8. Check status of gitlab-runner service

sudo systemctl status gitlab-runner.service

Step 9: Test

Your configuration should now be ready to use.

In your GitLab project, create a simple .gitlab-ci.yml file and add following content:

before_script:
  - ps -ef
  - xargs --null --max-args=1 echo < /proc/1/environ
  - cat /root/.profile
  - export $(strings /proc/1/environ | grep AWS_CONTAINER_CREDENTIALS_RELATIVE_URI)
  - echo $AWS_CONTAINER_CREDENTIALS_RELATIVE_URI
  - aws sts get-caller-identity
  - terraform --version
  - terraform init

stages:
  - validate
  - plan
  - apply

validate:
  stage: validate
  script:
    - terraform validate

plan:
  stage: plan
  script:
    - terraform plan -out "planfile"
  dependencies:
    - validate
  artifacts:
    paths:
      - planfile

apply:
  stage: apply
  script:
    - terraform apply -input=false "planfile"
  dependencies:
    - plan

Note:- export $(strings /proc/1/environ | grep AWS_CONTAINER_CREDENTIALS_RELATIVE_URI) Command written in before_script section is very important. Do not remove it.
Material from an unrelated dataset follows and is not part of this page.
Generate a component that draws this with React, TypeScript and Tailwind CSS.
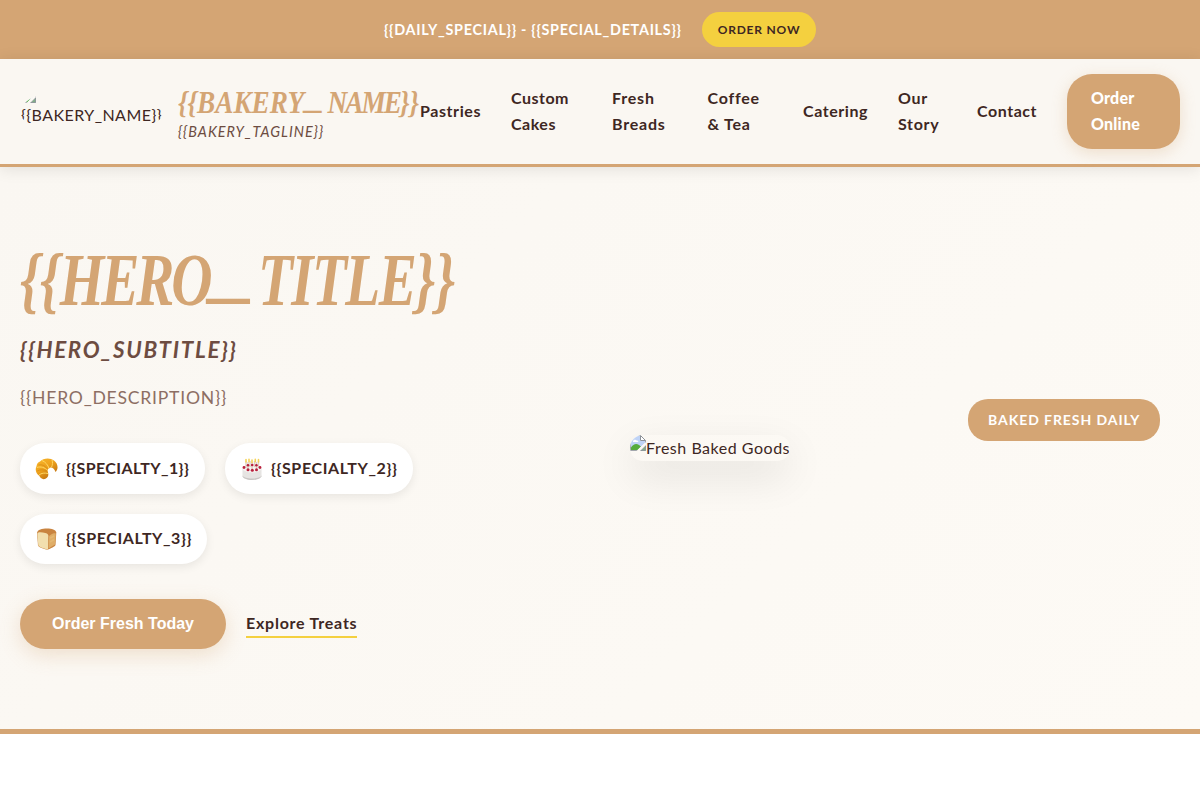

When a container starts in ECS Fargate only process running with PID 1 has permissions to make AWS API calls, in our case the docker-entrypoint.sh will be executed with PID 1(you can see in output of ps -ef command) and as per the architecture diagram you can see that Fargate Custom Executor driver will SSH into container first (so its PID will be different, because it will bestarting new shell) and then it will send commands to container hence, we need to export AWS_CONTAINER_CREDENTIALS_RELATIVE_URI variable from PID 1 so that every process running in container can make AWS API calls from container.
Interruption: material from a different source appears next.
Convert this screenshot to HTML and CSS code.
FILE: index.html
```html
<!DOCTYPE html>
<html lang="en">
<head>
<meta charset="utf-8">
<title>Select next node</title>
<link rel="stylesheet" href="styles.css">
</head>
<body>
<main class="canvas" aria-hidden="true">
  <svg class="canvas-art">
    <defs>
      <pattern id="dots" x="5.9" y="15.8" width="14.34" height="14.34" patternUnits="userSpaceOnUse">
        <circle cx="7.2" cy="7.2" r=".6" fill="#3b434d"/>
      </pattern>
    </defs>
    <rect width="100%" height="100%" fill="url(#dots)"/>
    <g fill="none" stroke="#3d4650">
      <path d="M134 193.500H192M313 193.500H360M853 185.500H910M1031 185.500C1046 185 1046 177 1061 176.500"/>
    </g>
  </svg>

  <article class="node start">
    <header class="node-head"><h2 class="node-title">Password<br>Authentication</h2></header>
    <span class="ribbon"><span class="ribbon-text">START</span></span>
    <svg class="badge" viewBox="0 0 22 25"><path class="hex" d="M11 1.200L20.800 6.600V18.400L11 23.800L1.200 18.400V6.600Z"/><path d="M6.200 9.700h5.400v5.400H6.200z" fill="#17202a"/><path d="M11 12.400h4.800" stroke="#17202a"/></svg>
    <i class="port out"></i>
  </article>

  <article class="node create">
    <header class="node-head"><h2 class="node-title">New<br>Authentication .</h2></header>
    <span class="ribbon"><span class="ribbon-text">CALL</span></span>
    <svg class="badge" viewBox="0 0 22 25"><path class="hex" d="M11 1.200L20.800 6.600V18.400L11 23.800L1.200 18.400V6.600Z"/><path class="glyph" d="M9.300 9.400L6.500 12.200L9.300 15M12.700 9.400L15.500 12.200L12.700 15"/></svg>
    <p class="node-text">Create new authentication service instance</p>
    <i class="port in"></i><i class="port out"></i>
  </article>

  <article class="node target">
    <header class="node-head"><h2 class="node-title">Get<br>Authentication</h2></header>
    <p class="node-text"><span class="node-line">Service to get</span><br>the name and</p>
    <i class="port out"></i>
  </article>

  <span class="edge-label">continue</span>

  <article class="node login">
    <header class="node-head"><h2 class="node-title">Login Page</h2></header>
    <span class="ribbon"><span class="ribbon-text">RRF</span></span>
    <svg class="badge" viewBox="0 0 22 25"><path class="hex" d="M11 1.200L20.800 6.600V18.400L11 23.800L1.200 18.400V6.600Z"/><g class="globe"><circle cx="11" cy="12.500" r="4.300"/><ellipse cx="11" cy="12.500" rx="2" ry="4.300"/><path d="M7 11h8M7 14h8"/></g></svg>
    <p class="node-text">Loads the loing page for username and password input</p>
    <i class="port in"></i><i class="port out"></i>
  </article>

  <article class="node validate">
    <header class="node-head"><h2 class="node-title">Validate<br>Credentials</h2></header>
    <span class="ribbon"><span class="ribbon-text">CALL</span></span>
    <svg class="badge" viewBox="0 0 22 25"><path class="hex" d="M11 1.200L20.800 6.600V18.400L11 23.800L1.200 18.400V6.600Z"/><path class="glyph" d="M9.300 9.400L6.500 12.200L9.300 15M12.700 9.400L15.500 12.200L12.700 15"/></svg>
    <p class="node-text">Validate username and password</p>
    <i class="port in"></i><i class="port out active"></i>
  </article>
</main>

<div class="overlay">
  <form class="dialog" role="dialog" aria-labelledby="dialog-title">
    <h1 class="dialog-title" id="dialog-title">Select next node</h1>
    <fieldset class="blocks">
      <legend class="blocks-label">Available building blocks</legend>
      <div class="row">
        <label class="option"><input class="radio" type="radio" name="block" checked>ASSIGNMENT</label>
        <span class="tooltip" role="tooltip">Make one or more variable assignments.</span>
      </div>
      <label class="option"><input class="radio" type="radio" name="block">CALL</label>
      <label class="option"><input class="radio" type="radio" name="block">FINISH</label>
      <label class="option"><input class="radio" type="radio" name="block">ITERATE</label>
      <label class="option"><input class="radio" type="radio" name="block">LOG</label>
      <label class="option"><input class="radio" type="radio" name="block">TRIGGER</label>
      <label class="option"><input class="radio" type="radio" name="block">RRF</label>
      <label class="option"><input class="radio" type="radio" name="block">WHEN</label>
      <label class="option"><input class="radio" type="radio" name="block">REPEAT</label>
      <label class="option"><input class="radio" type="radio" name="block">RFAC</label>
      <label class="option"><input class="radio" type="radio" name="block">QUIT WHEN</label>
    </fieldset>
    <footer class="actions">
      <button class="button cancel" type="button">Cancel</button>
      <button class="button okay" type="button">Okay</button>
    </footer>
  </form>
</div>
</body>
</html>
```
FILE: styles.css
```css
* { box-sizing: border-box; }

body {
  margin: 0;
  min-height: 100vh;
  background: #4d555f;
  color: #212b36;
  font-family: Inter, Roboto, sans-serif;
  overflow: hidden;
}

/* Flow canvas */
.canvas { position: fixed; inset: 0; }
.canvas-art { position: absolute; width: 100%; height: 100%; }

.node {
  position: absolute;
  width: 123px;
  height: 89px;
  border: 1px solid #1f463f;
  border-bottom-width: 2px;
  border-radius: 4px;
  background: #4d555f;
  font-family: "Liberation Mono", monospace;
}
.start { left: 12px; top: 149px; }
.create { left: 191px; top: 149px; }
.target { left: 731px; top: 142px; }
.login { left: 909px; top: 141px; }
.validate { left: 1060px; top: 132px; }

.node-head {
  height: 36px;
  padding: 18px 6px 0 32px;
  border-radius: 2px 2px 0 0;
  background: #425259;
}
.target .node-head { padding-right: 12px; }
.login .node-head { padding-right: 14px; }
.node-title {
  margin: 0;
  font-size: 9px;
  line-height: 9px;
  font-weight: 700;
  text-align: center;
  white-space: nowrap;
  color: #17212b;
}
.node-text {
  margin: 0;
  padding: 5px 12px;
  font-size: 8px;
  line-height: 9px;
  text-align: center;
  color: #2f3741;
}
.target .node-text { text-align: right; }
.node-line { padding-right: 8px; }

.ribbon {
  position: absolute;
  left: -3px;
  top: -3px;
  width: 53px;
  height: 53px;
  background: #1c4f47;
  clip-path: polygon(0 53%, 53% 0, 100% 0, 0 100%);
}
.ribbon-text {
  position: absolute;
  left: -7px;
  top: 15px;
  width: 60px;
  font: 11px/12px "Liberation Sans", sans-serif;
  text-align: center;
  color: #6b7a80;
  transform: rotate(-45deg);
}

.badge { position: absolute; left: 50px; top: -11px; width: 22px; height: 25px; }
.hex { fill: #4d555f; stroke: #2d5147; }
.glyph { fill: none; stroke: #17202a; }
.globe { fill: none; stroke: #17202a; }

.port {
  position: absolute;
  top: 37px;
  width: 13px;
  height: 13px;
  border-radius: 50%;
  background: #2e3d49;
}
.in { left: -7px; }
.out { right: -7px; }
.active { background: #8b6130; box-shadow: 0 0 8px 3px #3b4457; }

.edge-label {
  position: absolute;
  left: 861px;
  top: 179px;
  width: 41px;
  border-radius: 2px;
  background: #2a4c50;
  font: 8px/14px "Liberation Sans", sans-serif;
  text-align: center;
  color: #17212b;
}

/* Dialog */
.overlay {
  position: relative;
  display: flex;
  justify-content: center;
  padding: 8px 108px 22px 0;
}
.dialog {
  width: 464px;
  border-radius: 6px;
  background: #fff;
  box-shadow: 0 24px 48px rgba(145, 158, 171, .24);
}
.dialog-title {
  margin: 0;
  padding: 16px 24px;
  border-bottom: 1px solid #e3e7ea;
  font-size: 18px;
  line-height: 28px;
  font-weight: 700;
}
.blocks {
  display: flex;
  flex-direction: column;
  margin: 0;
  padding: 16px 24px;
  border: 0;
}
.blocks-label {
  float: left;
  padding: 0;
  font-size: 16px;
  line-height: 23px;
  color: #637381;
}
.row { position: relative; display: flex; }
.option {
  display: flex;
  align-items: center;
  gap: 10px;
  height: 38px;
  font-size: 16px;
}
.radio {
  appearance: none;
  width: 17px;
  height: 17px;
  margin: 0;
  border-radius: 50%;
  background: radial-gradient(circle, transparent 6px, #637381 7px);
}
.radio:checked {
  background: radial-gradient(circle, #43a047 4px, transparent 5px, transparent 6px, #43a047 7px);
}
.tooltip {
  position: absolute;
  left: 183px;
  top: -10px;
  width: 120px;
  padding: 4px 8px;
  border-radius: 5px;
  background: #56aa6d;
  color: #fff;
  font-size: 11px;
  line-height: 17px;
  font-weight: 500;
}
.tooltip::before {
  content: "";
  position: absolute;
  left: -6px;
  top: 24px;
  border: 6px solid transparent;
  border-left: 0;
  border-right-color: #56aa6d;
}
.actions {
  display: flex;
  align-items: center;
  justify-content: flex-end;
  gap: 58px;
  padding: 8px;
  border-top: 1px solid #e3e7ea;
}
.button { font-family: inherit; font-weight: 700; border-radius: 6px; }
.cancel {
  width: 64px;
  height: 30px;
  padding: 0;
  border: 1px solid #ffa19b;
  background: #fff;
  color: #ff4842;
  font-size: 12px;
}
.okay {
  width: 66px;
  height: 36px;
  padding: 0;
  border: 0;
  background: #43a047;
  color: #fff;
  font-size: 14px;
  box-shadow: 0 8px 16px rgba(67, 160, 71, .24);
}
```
As mentioned above GitLab Runner will create container for every job(stage) we have added few lines in before_script section of gitlab-ci.yml file. So when a job will be executed it will execute commands written in before_script first and then it will execute commands written in each job(stages)

Congratulations!!! 🥳

You have successfully configured your CI pipeline to Autoscale and it will run CI Jobs on AWS ECS Fargate Cluster.